Valor econômico, v.19, n.4735, 23/04/2019. Política, p. A6

 

AGU é favorável ao inquérito sobre 'fake news'

Luísa Martins 

Mariana Muniz 

Flávia Motta

23/04/2019

 

 

A Advocacia-Geral da União (AGU), representante do presidente Jair Bolsonaro na Justiça, manifestou-se ontem pela manutenção do inquérito aberto pelo Supremo Tribunal Federal (STF) para apurar casos de ataques, ameaças e "fake news" contra ministros da Corte.

A manifestação foi enviada nos autos da ação protocolada pela Associação Nacional dos Procuradores da República (ANPR) contra a continuidade da investigação, já que não há a participação do Ministério Público Federal (MPF) no processo.
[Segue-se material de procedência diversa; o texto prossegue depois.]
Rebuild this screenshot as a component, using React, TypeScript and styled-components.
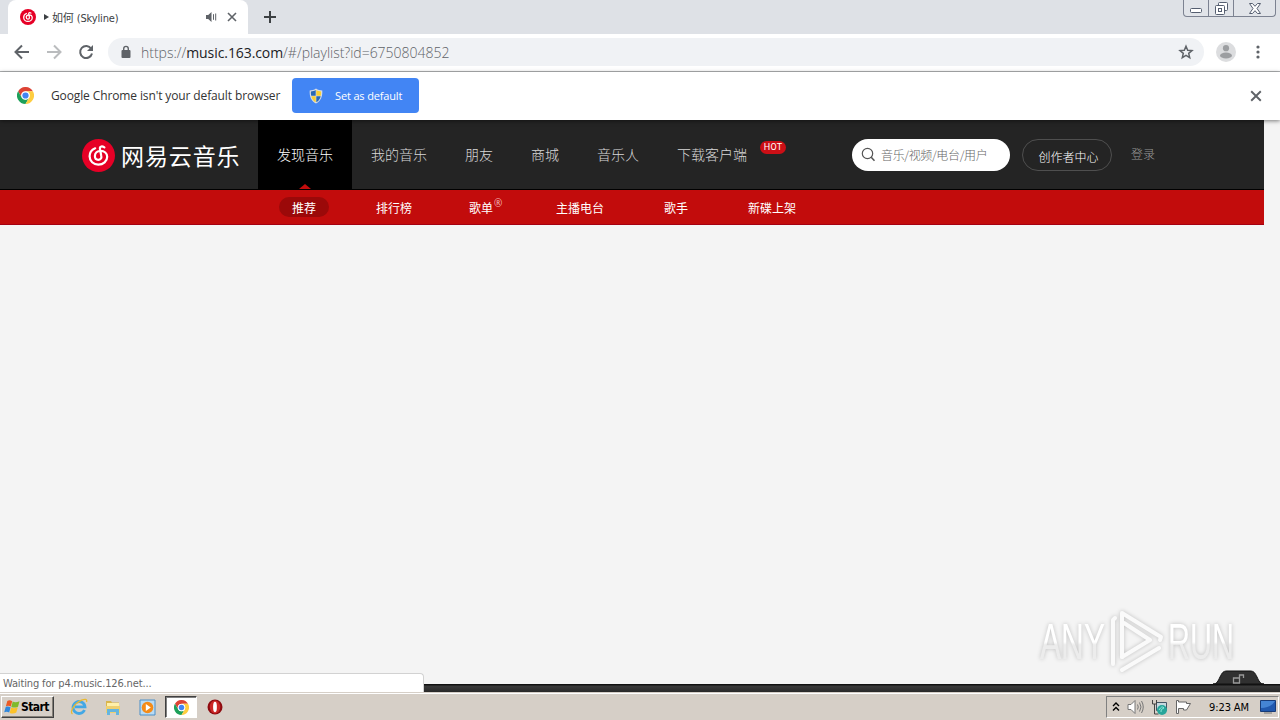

Foi no âmbito desse inquérito que o relator, ministro Alexandre de Moraes, impôs (e, mais tarde, revogou) censura à revista "Crusoé" e determinou buscas em computadores de internautas que supostamente caluniaram ministros nas redes sociais.

O procedimento tem causado desgaste entre o Supremo e a Procuradoria-Geral da República (PGR). A chefe do MPF, Raquel Dodge, tem insistido que a Constituição não admite que o órgão que (no caso, o Supremo) seja o mesmo que investigue e acuse, sob pena da invalidar as provas colhidas durante as diligências.

O ministro-chefe da AGU, no entanto, discorda. Ele sustentou que, mesmo que isso contrarie a praxe, Toffoli tem a prerrogativa de abrir a investigação por iniciativa própria, isto é, sem ser provocado por pedido da PGR.

"Por se tratar de hipótese de delegação, trata-se de autorização normativa para a transferência de função originariamente atribuída à presidência da Corte para outro de seus ministros", escreveu Mendonça, sobre o fato de Toffoli ter designado um relator de sua própria escolha.

O advogado-geral também minimizou a não participação do MPF no processo. Segundo ele, "não há qualquer indício de que a Corte teria a pretensão de oferecer denúncia criminal". Essa é uma atribuição constitucional da PGR, mas a própria Dodge já adiantou que não irá ocorrer.

Ontem, pela primeira vez após a crise, ela e Toffoli encontraram-se pessoalmente. O presidente do STF disse que a procuradora demonstrou apoio à Corte e que sua discordância sobre o inquérito é pontual. "Expliquei que, quando o inquérito for concluído, será enviado ao MP para o prosseguimento devido. Ninguém vai usurpar a competência de ninguém", afirmou ele à TV Globo. Já Dodge, na saída, limitou-se a observar que o encontro foi "excelente".

Fontes dos dois órgãos dizem que a "trégua" é benéfica para as duas partes. Por um lado, é Dodge quem irá analisar o documento em que o delator Marcelo Odebrecht menciona Toffoli, epicentro da censura à "Crusoé". Do outro, no cenário em que a procuradora-geral busca sua recondução ao cargo, contar com o apoio do Poder Judiciário seria essencial.

Em participação em um fórum jurídico em Lisboa, ontem, Moraes justificou sua decisão de censurar a reportagem, segundo a qual Toffoli era apelidado de "o amigo do amigo do meu pai" nos e-mails internos da Odebrecht.

"Você não pode prejudicar a honra de uma pessoa quando há uma nota oficial da PGR que dizia não ter conhecimento de qualquer documento. Depois, constatada a existência do documento, o que vai ser investigado agora é o vazamento", disse ele.

Para o ministro, a divulgação de informações sigilosas é parte da tentativa de desmoralizar o STF, foco principal do inquérito. "É um verdadeiro sistema que vem se montando para retirar credibilidade das instituições."

Em relação a Dodge, Moraes afirmou que "é lícito que ela tenha a sua opinião", mas que "o Judiciário não precisa concordar" com as posições do MPF.

A ação da ANPR que pede a anulação do procedimento é de relatoria do ministro Edson Fachin, que já intimou Moraes e a se manifestar sobre o caso. Segundo interlocutores de Fachin, ministro tido como defensor das decisões colegiadas, o caso deve ser levado à apreciação do plenário, ocasião em que Toffoli e Moraes tendem a sair derrotados.